Fautrier vient de donner, avec « Les Otages », un tel exemple. Ceci est du reste à mettre en relation avec la question du lecteur : Ponge face aux œuvres d’art (ou plutôt aux artistes) qui l’ont bouleversé est dans la position du lecteur qui a reçu un don de la part de l’auteur. Ainsi se retourne en don ce qui était au départ perçu par Ponge comme contrainte : la confrontation avec un objet (d’art) déjà traité par l’homme. Le surgissement redouté de « l’autre » au sein du face à face antérieur avec l’objet se révèle pleinement désirable et bénéfique. L’intervention de l’autre fournit la leçon que donnera l’objet. Ce qui est « objet d’exaltation », pour la première fois, ce n’est pas ce que propose l’objet, c’est ce que propose un autre à propos de cet objet, par sa manière de le traiter, par sa médiation.

Ceci est exemplaire du retournement que parvient à opérer Ponge face à ce qui, initialement, le mettait en difficulté dans la critique d’art, à savoir l’irruption de l’humain dans un « parti pris des choses » qui s’en trouvait déstabilisé. Ponge, dès son premier texte de critique d’art, réussit à relever ce défi de traiter d’un objet aussi inédit – par son caractère profondément humain – que l’est l’œuvre d’art. Plus encore, de la difficulté initiale il se servira comme d’un levier, la transformant en force : il fera une critique fondée sur la rencontre, sur le « parti pris réciproque ». L’objet n’est plus à conquérir contre l’homme, mais avec lui. Du reste ce sont les artistes bien plus que les œuvres que Ponge placera au centre de ses textes – on le verra au chapitre suivant. La critique d’art sera finalement une étape fondamentale dans l’avancée vers l’altérité. Et paradoxalement elle aidera simultanément Ponge à s’ancrer dans sa résolution d’être fidèle à lui-même, de « prendre son propre parti ». Alors qu’il avait à faire face, dans le cadre de cette activité critique, à toute une série d’embarras et de contraintes, il réussit de manière spectaculaire à modifier les données nouvelles d’énonciation qui lui était imparties. S’il a pu penser initialement que la critique d’art ne serait qu’une parenthèse dans son œuvre, il relève finalement le défi de la reverser entièrement dans son projet, et d’y découvrir même des solutions et des avancées.
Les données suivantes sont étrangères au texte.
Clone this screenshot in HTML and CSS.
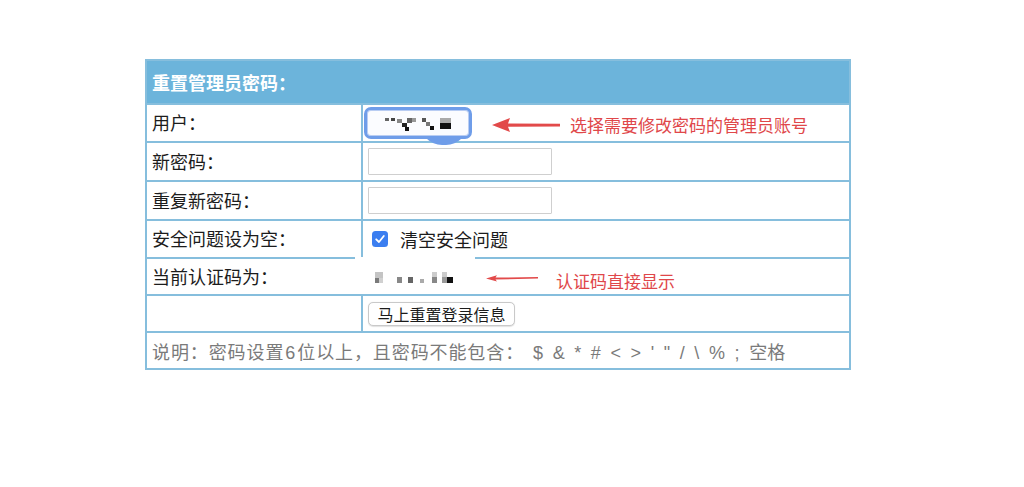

Ce mouvement par lequel contraintes et difficultés se transforment en nouvelles latitudes d’action est emblématique de la démarche de Ponge à cette époque, comme je tenterai de le montrer au chapitre suivant.
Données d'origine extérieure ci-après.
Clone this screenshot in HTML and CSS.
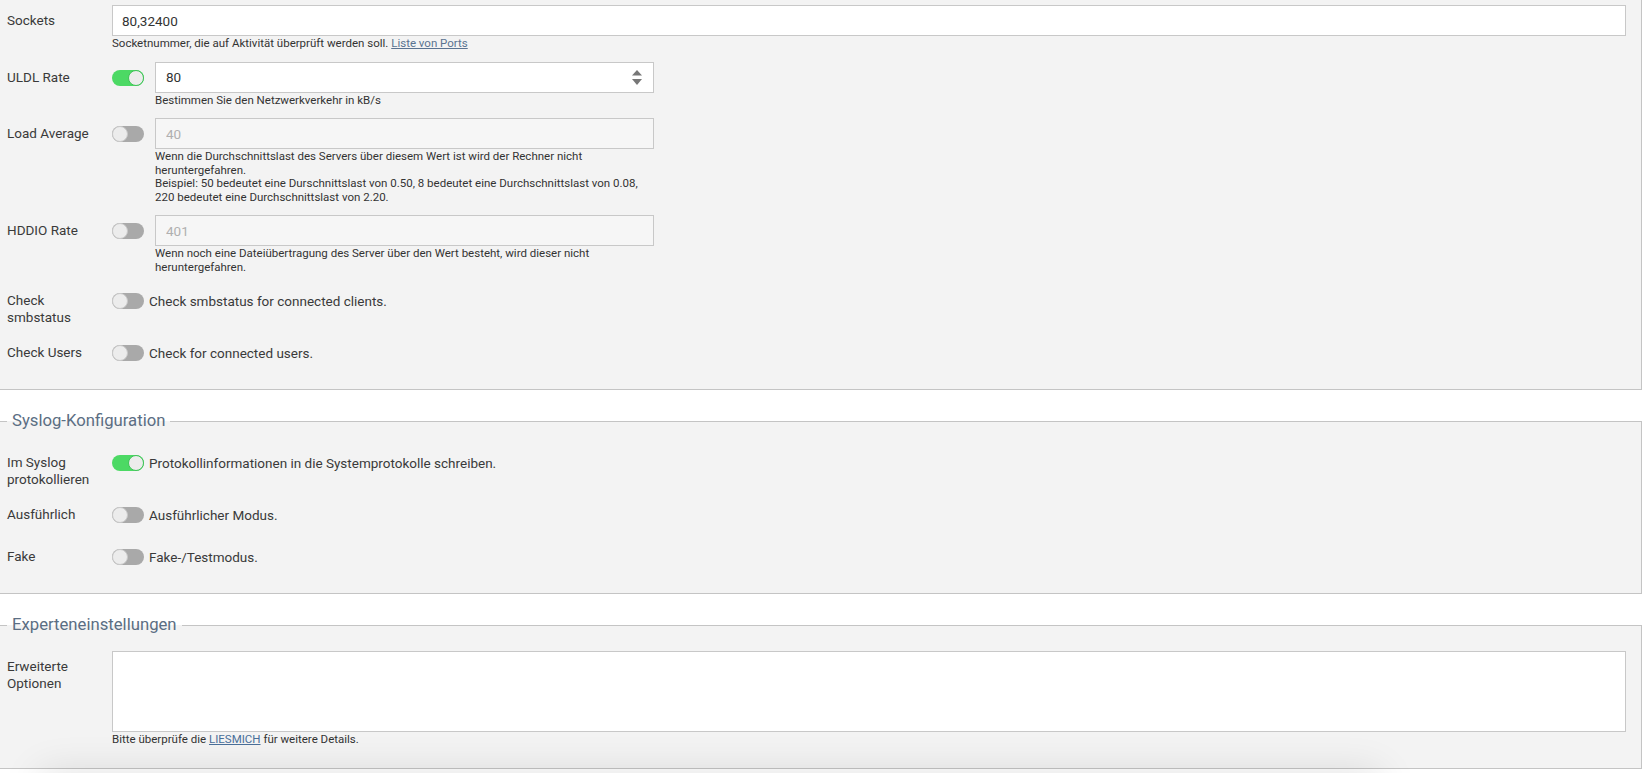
FILE: index.html
```html
<!DOCTYPE html>
<html>
<head>
    <title>Sleep Einstellungen</title>
    <link rel="stylesheet" href="styles.css">
</head>
<body>
    <div class="page">
        <fieldset class="group cut">
            <div class="row">
                <div class="label">Sockets</div>
                <div class="field">
                    <input class="text" type="text" value="80,32400">
                    <p class="help">Socketnummer, die auf Aktivität überprüft werden soll. <a href="#">Liste von Ports</a></p>
                </div>
            </div>
            <div class="row">
                <div class="label">ULDL Rate</div>
                <div class="field with-switch">
                    <span class="switch on"><span class="knob"></span></span>
                    <div class="stack">
                        <div class="number">
                            <input type="text" value="80">
                            <svg class="spin" width="10" height="15" viewBox="0 0 10 15"><polygon points="0,5.5 5,0 10,5.5"/><polygon points="0,9 10,9 5,15"/></svg>
                        </div>
                        <p class="help">Bestimmen Sie den Netzwerkverkehr in kB/s</p>
                    </div>
                </div>
            </div>
            <div class="row">
                <div class="label">Load Average</div>
                <div class="field with-switch">
                    <span class="switch"><span class="knob"></span></span>
                    <div class="stack">
                        <div class="number off">
                            <input type="text" value="40" disabled>
                        </div>
                        <p class="help">Wenn die Durchschnittslast des Servers über diesem Wert ist wird der Rechner nicht heruntergefahren.<br>Beispiel: 50 bedeutet eine Durschnittslast von 0.50, 8 bedeutet eine Durchschnittslast von 0.08, 220 bedeutet eine Durchschnittslast von 2.20.</p>
                    </div>
                </div>
            </div>
            <div class="row">
                <div class="label">HDDIO Rate</div>
                <div class="field with-switch">
                    <span class="switch"><span class="knob"></span></span>
                    <div class="stack">
                        <div class="number off">
                            <input type="text" value="401" disabled>
                        </div>
                        <p class="help">Wenn noch eine Dateiübertragung des Server über den Wert besteht, wird dieser nicht heruntergefahren.</p>
                    </div>
                </div>
            </div>
            <div class="row">
                <div class="label">Check smbstatus</div>
                <div class="field toggle-line">
                    <span class="switch"><span class="knob"></span></span>
                    <span>Check smbstatus for connected clients.</span>
                </div>
            </div>
            <div class="row">
                <div class="label">Check Users</div>
                <div class="field toggle-line">
                    <span class="switch"><span class="knob"></span></span>
                    <span>Check for connected users.</span>
                </div>
            </div>
        </fieldset>

        <fieldset class="group">
            <legend>Syslog-Konfiguration</legend>
            <div class="row">
                <div class="label">Im Syslog protokollieren</div>
                <div class="field toggle-line">
                    <span class="switch on"><span class="knob"></span></span>
                    <span>Protokollinformationen in die Systemprotokolle schreiben.</span>
                </div>
            </div>
            <div class="row">
                <div class="label">Ausführlich</div>
                <div class="field toggle-line">
                    <span class="switch"><span class="knob"></span></span>
                    <span>Ausführlicher Modus.</span>
                </div>
            </div>
            <div class="row">
                <div class="label">Fake</div>
                <div class="field toggle-line">
                    <span class="switch"><span class="knob"></span></span>
                    <span>Fake-/Testmodus.</span>
                </div>
            </div>
        </fieldset>

        <fieldset class="group">
            <legend>Experteneinstellungen</legend>
            <div class="row">
                <div class="label">Erweiterte Optionen</div>
                <div class="field">
                    <textarea class="area"></textarea>
                    <p class="help">Bitte überprüfe die <a href="#" class="readme">LIESMICH</a> für weitere Details.</p>
                </div>
            </div>
        </fieldset>
    </div>
    <div class="footer-shadow"></div>
</body>
</html>
```

FILE: styles.css
```css
body {
    margin: 0;
    background: #fff;
    color: #333;
    font-family: Roboto, "Liberation Sans", sans-serif;
    overflow: hidden;
}

.page {
    padding-right: 4px;
}

.group {
    margin: 0 0 20px;
    padding: 15px 0 10px;
    border: 1px solid #c4c4c4;
    border-left: none;
    background: #f3f3f3;
    min-width: 0;
}

.group.cut {
    border-top: none;
    padding-top: 5px;
}

.group legend {
    margin-left: 7px;
    padding: 0 5px;
    font-size: 16.7px;
    line-height: 22px;
    color: #5b6e83;
}

.row {
    display: flex;
    margin-bottom: 11px;
}

.label {
    flex-shrink: 0;
    width: 90px;
    padding: 7px 15px 0 7px;
    font-size: 13.5px;
    line-height: 17px;
    color: #3a3a3a;
}

.field {
    flex: 1;
    min-width: 0;
    padding-right: 15px;
    font-size: 13.5px;
    color: #3a3a3a;
}

.text, .area {
    display: block;
    width: 100%;
    box-sizing: border-box;
    border: 1px solid #c8c8c8;
    background: #fff;
    color: #333;
    font-family: inherit;
    font-size: 13.5px;
}

.text {
    height: 31px;
    padding: 0 9px;
}

.area {
    height: 81px;
    resize: none;
}

.help {
    margin: 1px 0 0;
    font-size: 11.5px;
    line-height: 13.5px;
    color: #333;
}

.help a {
    color: #5a7391;
}

.help a.readme {
    color: #4a6f9a;
}

.with-switch {
    display: flex;
    align-items: flex-start;
    gap: 11px;
}

.with-switch .switch {
    margin-top: 8px;
}

.stack {
    width: 499px;
}

.number {
    display: flex;
    align-items: center;
    height: 31px;
    box-sizing: border-box;
    border: 1px solid #c8c8c8;
    background: #fff;
}

.number input {
    flex: 1;
    min-width: 0;
    border: none;
    outline: none;
    background: transparent;
    padding: 0 10px;
    font-family: inherit;
    font-size: 13.5px;
    color: #333;
}

.number.off {
    background: #f6f6f6;
}

.number.off input {
    color: #b0b0b0;
}

.spin {
    margin-right: 11px;
    fill: #777;
}

.toggle-line {
    display: flex;
    align-items: center;
    gap: 5px;
    height: 31px;
}

.switch {
    display: flex;
    flex-shrink: 0;
    width: 32px;
    height: 16px;
    box-sizing: border-box;
    border-radius: 8px;
    background: #a9a9a9;
}

.switch.on {
    background: #4cd964;
    justify-content: flex-end;
}

.knob {
    width: 16px;
    height: 16px;
    box-sizing: border-box;
    border-radius: 50%;
    border: 1px solid #c9c9c9;
    background: #ececec;
}

.switch.on .knob {
    border-color: #3fc257;
}

.footer-shadow {
    position: fixed;
    left: 40px;
    bottom: -40px;
    width: 1340px;
    height: 40px;
    box-shadow: 0 0 40px rgba(0, 0, 0, 0.12);
}
```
S’il lui a fallu, acrobatiquement, s’improviser lui-même critique au moment précis où la critique (littéraire) lui paraissait le lieu de toutes les insuffisances, c’est en fin de compte par ce biais qu’il parvient à affirmer ses choix esthétiques au point de devenir, on le verra, son propre critique.

Notes
503.

Il faut remarquer qu’en 1946, Ponge tiendra à valider de nouveau cette déclaration, en la reproduisant dans « Courte méditation réflexe aux fragments de miroir » (PAE, I, 126).

504.

Je reviendrai dans le chapitre suivant sur la manière dont Ponge parvient à « chanter son particulier » dans la critique d’art.

505.

Voir supra, Partie III, chapitre 1, « Refaire le monde », p. 236 sq.

506.

En témoignent ces exemples, tous tirés des deux premières pages du texte : « Celui qui regarde les Esclaves de Michel-Ange n’en reçoit pas une impression d’horreur mais, au contraire, de beauté (…). Il en est de même – et il n’en est pas de même pour les Otages de Fautrier. (…) L’on ne peut dire que ces documents (…) nous soient présentés dans l’intention de stigmatiser les tortionnaires (…). On ne peut dire non plus (pas plus que chez Michel-Ange) qu’il y ait là trace de sadisme (…). Il ne faut pas en ces matières aller, ni juger trop vite » (PAE, I, 92-94, je souligne).

507.

« Dans quelle mesure le sujet gêne-t-il l’artiste ? Dans quelle mesure un tel sujet est-il gênant en tant que sujet ? Dans quelle mesure l’horreur et la beauté (…) se gênent-elles ? Dans quelle mesure la couleur et le trait se gênent-ils ? Dans quelle mesure les sens : odorat, goût, vision se gênent-ils entre eux ? Etc., Etc » (ibid., .96).

508.

Cécile Hayez-Melckenbeeck a montré que la confrontation au visage de l’otage constituait une expérience limite de confrontation à l’altérité (Prose sur le nom de Ponge, Lille, Presses Universitaires du Septentrion, « Objet », 2000, p. 111-113).